* **TASK OBJECTIVE**: Copy each line with the word "components" in it.
......
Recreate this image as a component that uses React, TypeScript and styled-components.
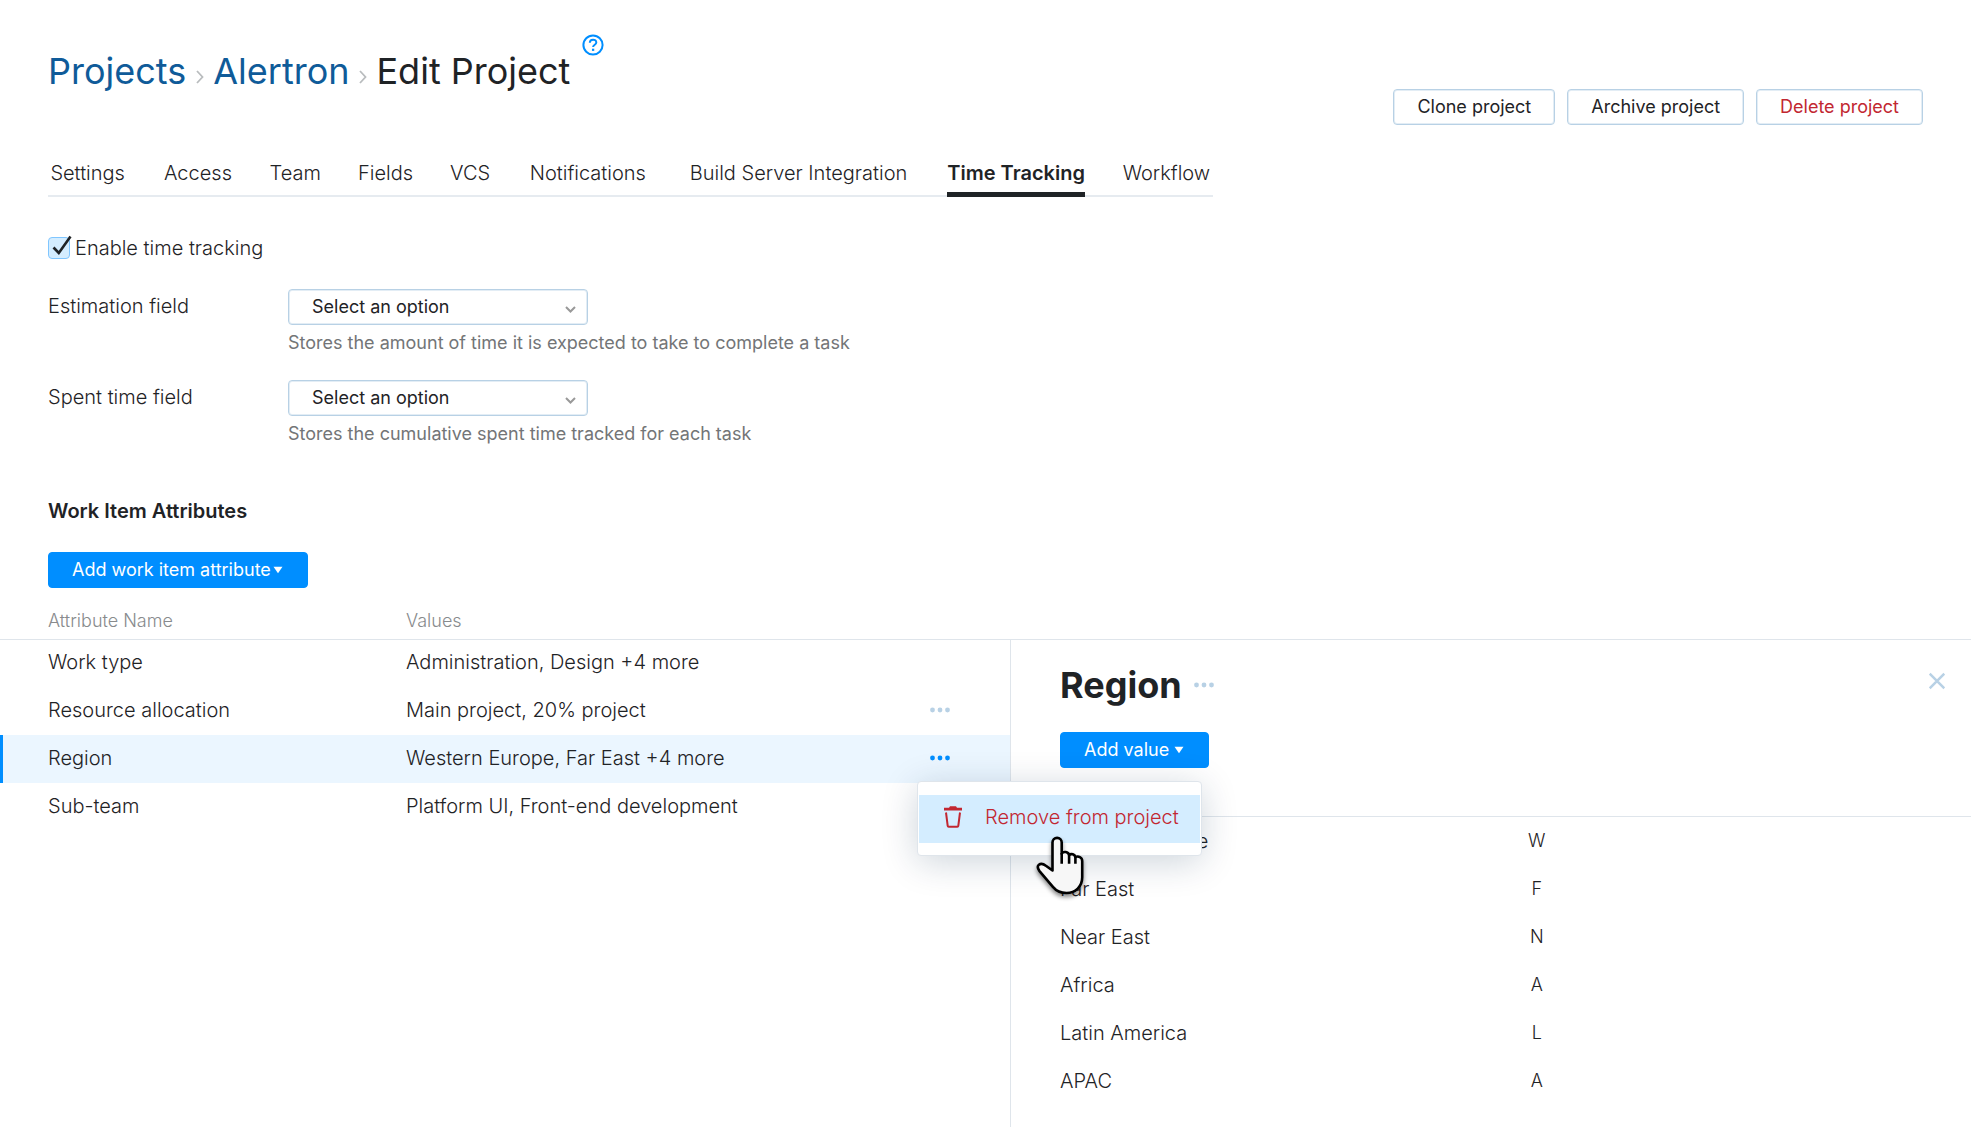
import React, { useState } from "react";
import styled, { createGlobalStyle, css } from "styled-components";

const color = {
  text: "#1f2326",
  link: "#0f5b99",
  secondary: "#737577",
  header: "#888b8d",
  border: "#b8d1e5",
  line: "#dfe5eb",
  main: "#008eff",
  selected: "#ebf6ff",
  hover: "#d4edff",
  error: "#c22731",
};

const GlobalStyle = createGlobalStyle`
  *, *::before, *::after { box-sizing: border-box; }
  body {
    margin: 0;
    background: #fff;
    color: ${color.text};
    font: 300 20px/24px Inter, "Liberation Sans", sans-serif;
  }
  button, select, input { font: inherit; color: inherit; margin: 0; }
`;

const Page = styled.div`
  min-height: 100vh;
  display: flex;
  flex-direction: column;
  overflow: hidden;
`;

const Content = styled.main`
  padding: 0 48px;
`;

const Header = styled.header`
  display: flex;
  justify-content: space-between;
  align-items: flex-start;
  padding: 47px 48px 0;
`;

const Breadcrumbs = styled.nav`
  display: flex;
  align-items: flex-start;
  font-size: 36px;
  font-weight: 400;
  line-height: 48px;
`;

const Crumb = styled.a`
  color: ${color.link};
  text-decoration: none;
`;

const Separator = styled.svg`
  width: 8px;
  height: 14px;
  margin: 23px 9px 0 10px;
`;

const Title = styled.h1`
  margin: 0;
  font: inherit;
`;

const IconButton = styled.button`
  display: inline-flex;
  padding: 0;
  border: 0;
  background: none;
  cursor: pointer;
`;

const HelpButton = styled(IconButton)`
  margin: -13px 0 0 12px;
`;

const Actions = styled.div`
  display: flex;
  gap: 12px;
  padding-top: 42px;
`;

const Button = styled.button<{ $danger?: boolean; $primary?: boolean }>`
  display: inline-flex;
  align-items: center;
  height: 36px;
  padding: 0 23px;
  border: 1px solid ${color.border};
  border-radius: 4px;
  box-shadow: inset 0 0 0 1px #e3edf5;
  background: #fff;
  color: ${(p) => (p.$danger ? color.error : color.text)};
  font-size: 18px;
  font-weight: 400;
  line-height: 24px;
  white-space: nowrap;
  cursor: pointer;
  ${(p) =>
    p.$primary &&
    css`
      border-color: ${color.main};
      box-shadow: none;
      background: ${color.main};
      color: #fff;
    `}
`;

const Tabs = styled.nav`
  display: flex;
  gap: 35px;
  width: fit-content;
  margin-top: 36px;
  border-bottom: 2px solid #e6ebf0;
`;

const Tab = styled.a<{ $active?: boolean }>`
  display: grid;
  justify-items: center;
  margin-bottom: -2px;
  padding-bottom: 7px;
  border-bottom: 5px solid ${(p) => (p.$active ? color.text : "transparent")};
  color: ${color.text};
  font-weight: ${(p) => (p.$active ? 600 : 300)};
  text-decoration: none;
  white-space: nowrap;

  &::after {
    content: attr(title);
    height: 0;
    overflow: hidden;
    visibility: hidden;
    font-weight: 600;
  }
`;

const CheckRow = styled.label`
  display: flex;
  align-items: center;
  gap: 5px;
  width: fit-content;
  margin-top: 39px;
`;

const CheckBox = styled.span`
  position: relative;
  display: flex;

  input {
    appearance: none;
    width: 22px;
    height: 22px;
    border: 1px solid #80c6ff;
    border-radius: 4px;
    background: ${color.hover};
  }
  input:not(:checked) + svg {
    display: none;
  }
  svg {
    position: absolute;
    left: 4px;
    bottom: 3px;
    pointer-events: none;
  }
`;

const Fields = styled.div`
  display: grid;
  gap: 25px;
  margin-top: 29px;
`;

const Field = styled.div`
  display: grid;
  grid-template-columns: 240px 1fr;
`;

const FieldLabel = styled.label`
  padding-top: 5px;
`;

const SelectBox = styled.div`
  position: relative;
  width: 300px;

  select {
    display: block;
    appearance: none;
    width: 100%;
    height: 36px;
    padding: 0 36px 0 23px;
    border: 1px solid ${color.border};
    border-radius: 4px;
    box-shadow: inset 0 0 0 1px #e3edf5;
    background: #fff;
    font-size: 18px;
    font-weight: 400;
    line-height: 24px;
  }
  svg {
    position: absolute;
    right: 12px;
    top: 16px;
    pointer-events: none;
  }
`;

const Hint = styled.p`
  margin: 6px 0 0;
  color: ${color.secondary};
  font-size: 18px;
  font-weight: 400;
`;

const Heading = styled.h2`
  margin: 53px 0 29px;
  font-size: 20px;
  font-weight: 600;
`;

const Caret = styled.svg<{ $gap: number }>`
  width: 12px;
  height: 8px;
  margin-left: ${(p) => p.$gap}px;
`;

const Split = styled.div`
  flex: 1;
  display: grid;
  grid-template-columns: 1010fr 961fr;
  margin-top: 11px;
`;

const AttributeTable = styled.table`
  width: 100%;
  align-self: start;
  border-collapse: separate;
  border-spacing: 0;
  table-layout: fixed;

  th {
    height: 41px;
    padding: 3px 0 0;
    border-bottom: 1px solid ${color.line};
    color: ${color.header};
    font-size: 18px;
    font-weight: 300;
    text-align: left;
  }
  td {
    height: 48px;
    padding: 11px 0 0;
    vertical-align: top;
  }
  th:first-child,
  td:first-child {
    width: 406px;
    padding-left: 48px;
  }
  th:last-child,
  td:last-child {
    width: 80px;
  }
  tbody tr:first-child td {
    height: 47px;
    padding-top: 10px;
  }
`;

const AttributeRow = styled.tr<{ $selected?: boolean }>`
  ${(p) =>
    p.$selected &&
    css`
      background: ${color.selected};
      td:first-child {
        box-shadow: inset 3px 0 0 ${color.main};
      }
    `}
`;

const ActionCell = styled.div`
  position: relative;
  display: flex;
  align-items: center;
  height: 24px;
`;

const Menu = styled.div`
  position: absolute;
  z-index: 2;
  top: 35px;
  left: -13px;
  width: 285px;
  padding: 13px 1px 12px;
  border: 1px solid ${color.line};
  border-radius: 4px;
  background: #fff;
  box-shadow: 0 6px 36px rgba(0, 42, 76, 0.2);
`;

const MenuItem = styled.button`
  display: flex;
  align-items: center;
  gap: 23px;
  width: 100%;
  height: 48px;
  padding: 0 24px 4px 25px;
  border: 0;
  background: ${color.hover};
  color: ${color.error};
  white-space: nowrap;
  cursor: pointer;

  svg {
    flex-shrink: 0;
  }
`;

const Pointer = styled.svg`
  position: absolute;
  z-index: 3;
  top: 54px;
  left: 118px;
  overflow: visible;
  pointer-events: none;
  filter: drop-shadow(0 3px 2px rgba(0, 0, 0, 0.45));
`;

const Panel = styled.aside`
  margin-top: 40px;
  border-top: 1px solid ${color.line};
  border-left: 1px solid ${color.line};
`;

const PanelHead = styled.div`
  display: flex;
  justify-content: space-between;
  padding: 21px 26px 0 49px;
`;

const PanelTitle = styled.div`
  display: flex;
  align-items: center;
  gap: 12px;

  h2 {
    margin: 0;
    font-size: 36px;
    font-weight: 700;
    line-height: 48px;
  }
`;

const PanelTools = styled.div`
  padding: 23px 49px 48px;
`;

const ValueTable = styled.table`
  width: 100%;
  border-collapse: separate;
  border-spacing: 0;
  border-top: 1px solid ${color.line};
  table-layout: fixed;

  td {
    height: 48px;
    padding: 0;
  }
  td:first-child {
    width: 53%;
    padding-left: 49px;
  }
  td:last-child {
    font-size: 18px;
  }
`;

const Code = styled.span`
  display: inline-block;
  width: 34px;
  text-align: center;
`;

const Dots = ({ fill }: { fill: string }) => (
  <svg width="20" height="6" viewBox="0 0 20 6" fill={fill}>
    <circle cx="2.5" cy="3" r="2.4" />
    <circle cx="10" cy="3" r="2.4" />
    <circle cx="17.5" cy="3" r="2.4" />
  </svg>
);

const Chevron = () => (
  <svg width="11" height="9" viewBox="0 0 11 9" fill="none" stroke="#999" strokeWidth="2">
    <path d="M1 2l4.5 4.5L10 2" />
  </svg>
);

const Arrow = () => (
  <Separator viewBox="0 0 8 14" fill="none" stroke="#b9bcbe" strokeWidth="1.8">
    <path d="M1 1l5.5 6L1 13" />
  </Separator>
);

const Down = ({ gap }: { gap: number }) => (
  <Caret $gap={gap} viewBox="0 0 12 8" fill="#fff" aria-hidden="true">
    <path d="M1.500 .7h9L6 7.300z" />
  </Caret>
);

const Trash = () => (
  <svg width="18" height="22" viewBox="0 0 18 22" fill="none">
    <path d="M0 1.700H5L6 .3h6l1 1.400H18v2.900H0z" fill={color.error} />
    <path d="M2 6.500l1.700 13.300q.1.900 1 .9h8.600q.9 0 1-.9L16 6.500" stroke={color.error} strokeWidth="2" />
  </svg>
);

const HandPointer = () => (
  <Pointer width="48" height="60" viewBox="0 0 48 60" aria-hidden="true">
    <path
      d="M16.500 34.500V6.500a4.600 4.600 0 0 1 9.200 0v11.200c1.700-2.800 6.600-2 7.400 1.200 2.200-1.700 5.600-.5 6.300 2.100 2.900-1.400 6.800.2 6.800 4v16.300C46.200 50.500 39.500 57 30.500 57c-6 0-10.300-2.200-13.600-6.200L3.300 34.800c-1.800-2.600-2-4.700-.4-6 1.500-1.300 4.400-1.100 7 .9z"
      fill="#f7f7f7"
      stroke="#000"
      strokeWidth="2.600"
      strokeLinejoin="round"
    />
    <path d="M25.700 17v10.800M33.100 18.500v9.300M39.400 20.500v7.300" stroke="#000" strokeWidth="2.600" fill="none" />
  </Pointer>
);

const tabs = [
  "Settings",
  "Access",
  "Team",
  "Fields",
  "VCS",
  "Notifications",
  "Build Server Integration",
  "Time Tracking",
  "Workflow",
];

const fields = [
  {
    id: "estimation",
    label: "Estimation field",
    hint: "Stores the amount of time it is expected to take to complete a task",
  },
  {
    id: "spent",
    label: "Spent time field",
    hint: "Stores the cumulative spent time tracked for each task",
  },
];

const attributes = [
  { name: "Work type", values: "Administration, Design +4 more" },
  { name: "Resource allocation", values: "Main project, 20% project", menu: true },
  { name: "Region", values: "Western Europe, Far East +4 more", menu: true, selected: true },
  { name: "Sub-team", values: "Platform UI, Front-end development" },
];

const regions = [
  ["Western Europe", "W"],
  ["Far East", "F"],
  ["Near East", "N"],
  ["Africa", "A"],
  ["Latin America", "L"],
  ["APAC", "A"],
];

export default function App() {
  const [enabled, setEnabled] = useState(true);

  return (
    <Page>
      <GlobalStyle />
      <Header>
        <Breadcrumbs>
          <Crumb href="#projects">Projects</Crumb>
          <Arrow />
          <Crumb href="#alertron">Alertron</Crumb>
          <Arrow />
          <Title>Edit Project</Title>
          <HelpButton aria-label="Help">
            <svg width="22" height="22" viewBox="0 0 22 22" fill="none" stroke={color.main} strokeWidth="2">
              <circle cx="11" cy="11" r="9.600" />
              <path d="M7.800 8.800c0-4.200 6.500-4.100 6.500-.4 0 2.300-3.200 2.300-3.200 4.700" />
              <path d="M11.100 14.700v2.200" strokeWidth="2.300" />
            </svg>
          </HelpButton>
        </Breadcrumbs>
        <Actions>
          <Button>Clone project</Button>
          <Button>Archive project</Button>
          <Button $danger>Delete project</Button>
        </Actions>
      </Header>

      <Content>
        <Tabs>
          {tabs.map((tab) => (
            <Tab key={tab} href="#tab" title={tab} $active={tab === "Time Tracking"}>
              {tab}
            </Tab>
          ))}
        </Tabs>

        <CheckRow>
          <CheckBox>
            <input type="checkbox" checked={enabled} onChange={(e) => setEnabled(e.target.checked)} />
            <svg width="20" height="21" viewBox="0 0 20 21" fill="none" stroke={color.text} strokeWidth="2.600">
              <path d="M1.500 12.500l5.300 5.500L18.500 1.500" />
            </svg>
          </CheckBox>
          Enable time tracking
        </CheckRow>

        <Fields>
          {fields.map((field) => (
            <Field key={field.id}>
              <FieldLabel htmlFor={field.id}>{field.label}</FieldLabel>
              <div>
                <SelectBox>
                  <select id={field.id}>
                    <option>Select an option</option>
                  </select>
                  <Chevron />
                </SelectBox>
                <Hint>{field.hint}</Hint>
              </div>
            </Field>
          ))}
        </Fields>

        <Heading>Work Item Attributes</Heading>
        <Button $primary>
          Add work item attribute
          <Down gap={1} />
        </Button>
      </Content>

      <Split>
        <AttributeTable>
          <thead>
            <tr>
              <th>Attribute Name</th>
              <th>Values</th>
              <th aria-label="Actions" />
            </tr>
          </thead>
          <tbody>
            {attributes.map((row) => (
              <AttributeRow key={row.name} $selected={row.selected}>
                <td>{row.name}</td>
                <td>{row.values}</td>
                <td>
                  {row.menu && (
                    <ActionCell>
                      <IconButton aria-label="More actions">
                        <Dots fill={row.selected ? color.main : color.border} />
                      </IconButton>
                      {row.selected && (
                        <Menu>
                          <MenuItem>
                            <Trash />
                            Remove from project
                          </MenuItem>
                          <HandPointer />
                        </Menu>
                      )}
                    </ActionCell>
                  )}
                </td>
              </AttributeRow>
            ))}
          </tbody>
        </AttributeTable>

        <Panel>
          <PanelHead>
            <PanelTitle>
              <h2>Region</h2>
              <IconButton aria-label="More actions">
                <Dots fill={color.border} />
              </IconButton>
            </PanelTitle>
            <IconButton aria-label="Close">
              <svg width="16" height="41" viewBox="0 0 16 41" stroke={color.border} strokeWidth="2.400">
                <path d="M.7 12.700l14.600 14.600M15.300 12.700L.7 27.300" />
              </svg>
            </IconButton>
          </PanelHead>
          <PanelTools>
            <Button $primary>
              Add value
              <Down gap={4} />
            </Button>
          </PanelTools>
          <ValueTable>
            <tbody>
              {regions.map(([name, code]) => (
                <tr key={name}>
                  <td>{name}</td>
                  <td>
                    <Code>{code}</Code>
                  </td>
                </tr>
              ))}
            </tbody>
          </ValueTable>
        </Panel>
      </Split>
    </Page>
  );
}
......
* **SOLVED EXERCISE**:
Recreate this image as a component that uses React, TypeScript and styled-components.
import styled, { createGlobalStyle, css } from "styled-components";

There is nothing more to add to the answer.